----- INFORMATION SHOWN
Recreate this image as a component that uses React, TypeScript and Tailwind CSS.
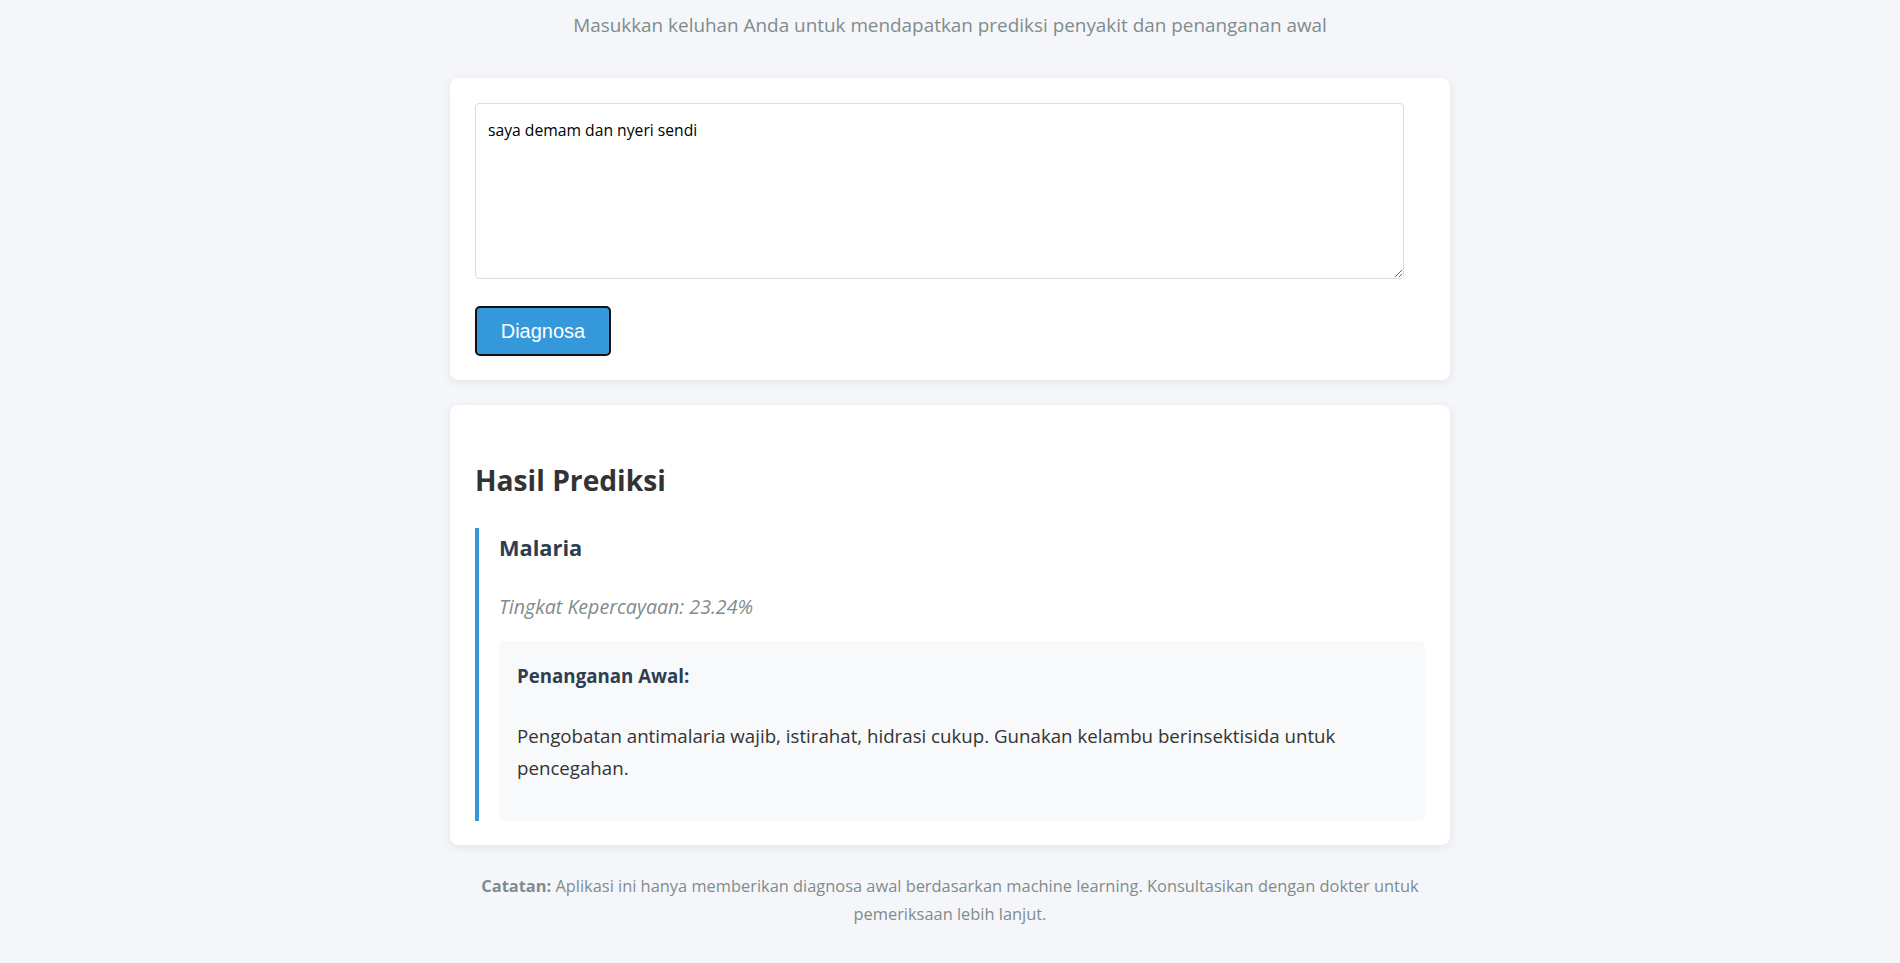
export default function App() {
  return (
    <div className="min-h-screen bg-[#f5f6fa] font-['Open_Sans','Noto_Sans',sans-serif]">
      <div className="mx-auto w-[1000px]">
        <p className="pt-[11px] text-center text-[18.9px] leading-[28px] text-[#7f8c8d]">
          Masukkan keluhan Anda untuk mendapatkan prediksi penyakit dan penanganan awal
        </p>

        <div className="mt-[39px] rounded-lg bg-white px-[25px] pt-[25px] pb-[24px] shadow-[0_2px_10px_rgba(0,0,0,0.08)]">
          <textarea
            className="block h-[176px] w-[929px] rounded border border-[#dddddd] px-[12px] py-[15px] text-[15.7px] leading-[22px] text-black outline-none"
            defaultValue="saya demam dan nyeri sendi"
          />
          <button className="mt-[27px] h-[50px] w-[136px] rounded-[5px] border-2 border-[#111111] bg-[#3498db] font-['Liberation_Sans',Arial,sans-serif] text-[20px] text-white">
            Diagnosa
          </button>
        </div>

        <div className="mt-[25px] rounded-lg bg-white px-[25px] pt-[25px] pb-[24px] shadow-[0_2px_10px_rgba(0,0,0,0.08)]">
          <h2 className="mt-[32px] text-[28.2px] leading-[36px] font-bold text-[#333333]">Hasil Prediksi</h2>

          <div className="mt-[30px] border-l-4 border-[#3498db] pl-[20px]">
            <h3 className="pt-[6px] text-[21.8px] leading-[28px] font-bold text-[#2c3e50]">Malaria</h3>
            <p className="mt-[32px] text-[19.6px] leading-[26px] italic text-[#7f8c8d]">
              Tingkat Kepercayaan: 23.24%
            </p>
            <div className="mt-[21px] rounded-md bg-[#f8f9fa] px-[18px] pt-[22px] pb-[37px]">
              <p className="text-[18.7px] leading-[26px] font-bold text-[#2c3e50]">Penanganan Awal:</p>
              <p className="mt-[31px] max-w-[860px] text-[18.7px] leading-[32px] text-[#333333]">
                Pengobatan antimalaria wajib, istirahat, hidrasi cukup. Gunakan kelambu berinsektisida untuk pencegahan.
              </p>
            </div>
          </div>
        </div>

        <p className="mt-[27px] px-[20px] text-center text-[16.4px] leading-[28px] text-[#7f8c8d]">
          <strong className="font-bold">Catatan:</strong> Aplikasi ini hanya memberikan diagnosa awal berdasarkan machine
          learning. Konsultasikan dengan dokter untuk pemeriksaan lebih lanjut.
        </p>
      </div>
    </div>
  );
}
----------
_TASK DETAILS:_ Using the data above, write out every line exactly, leaving the images behind.

_RESPONSE FOR THIS EXERCISE:_
Recreate this image as a component that uses React, TypeScript and Tailwind CSS.
export default function App() {
  return (
    <div className="min-h-screen bg-[#f5f6fa] font-['Open_Sans','Noto_Sans',sans-serif]">
      <div className="mx-auto w-[1000px]">
        <p className="pt-[11px] text-center text-[18.9px] leading-[28px] text-[#7f8c8d]">
          Masukkan keluhan Anda untuk mendapatkan prediksi penyakit dan penanganan awal
        </p>

        <div className="mt-[39px] rounded-lg bg-white px-[25px] pt-[25px] pb-[24px] shadow-[0_2px_10px_rgba(0,0,0,0.08)]">
          <textarea
            className="block h-[176px] w-[929px] rounded border border-[#dddddd] px-[12px] py-[15px] text-[15.7px] leading-[22px] text-black outline-none"
            defaultValue="saya demam dan nyeri sendi"
          />
          <button className="mt-[27px] h-[50px] w-[136px] rounded-[5px] border-2 border-[#111111] bg-[#3498db] font-['Liberation_Sans',Arial,sans-serif] text-[20px] text-white">
            Diagnosa
          </button>
        </div>

        <div className="mt-[25px] rounded-lg bg-white px-[25px] pt-[25px] pb-[24px] shadow-[0_2px_10px_rgba(0,0,0,0.08)]">
          <h2 className="mt-[32px] text-[28.2px] leading-[36px] font-bold text-[#333333]">Hasil Prediksi</h2>

          <div className="mt-[30px] border-l-4 border-[#3498db] pl-[20px]">
            <h3 className="pt-[6px] text-[21.8px] leading-[28px] font-bold text-[#2c3e50]">Malaria</h3>
            <p className="mt-[32px] text-[19.6px] leading-[26px] italic text-[#7f8c8d]">
              Tingkat Kepercayaan: 23.24%
            </p>
            <div className="mt-[21px] rounded-md bg-[#f8f9fa] px-[18px] pt-[22px] pb-[37px]">
              <p className="text-[18.7px] leading-[26px] font-bold text-[#2c3e50]">Penanganan Awal:</p>
              <p className="mt-[31px] max-w-[860px] text-[18.7px] leading-[32px] text-[#333333]">
                Pengobatan antimalaria wajib, istirahat, hidrasi cukup. Gunakan kelambu berinsektisida untuk pencegahan.
              </p>
            </div>
          </div>
        </div>

        <p className="mt-[27px] px-[20px] text-center text-[16.4px] leading-[28px] text-[#7f8c8d]">
          <strong className="font-bold">Catatan:</strong> Aplikasi ini hanya memberikan diagnosa awal berdasarkan machine
          learning. Konsultasikan dengan dokter untuk pemeriksaan lebih lanjut.
        </p>
      </div>
    </div>
  );
}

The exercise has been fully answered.